先ほどの言葉の中で名前にも聞こえそうなもの、それは……。
「ふじみ……?」
今度は動いたところを見逃さず、しっかりと両目でとらえた。
「ふじみ。この女の子の名前はふじみだ!」
僕は確信をもって告げる。彼女に関する記憶は
戻らないままだが、間違いないだろう。
先ほどよりも大きな声で告げたおかげか、女の子の反応も大きくなっていた。
「その子の苗字は?」
怪人は無表情で聞いてきた。
「苗字?」
僕もすぐに聞き返した。
「その子の名前はふじみ。それは正解。でも、それだけでは帰してあげない。苗字は?」
そうだ。勝負の勝利条件は彼女の名前を呼んで起こすことにある。
ため息をついて両手で頭を抱えた。
その時、右手と左手の感覚が違うことに気づいた。両手を前に持ってくると左手にハンカチが巻かれていた。
どうして今まで気づかなかったのだろう。
だがここに来る時、ドアにぶつけて手を傷つけてしまったことは覚えている。
その応急処置として巻いたのだ。
けれど、この古いハンカチは誰の物だろう。僕はこんなハンカチを持ってきた覚えはない。
左手の状態が気になってハンカチを取ることにした。
不思議と痛みはない。それは指を包んでいたハンカチを取り払ってからも同じだった。
恐る恐る見ると指の爪は割れていない。それどころか、傷一つ見つけられない。
なぜ? どうして?
指を傷つけたのは記憶違いだった?
それとも記憶を奪われた?
いやそんなことはない。確かに指の爪が割れるほど傷つけてしまったし、そのことに関する記憶はしっかり残っている。

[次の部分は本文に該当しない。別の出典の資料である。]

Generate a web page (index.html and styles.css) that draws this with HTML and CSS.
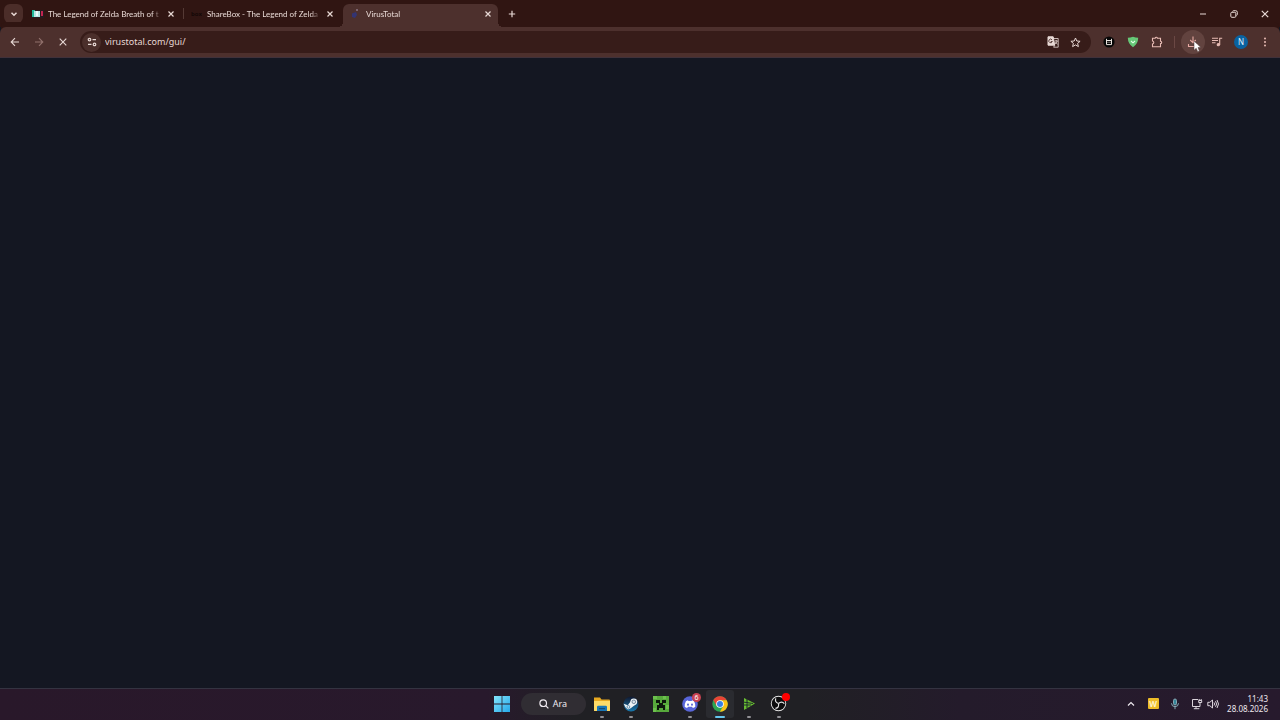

奪われたのはこの女の子に関する記憶だけだ。そして記憶がなくてもこれだけはわかる。
おそらくこの傷を治してくれたのは彼女だ。
それなのに、僕はこの子の名前が思い出せずにいる。
思い出せたのはふじみという名前と傷の治りが速いことくらいだ。
ああ、どうして本当に大事なことは思い出せないのだ。
「傷を治してくれてありがとう。ふじみさん」
苗字はまだわからない。それでも感謝の言葉は自然と出ていた。
「ん」
僕の呼びかけに反応してくれたのか、眠り続ける女の子が小さな声をあげた。
いくら意識がないとはいえ、固い机に顔をつけたままなのは辛いだろう。
そう思って額と机の間にハンカチを挟んであげることにした。
そういえばこれは、彼女の持ち物なのかな。
水色というよりも洗いすぎて青色があせてしまったような色だ。
ハンカチを広げて僕の血がついていないか確認する。片側は問題ない。
ひっくり返してもう片側を見てみる。
するとそこには、僕が求めていた答えがあった。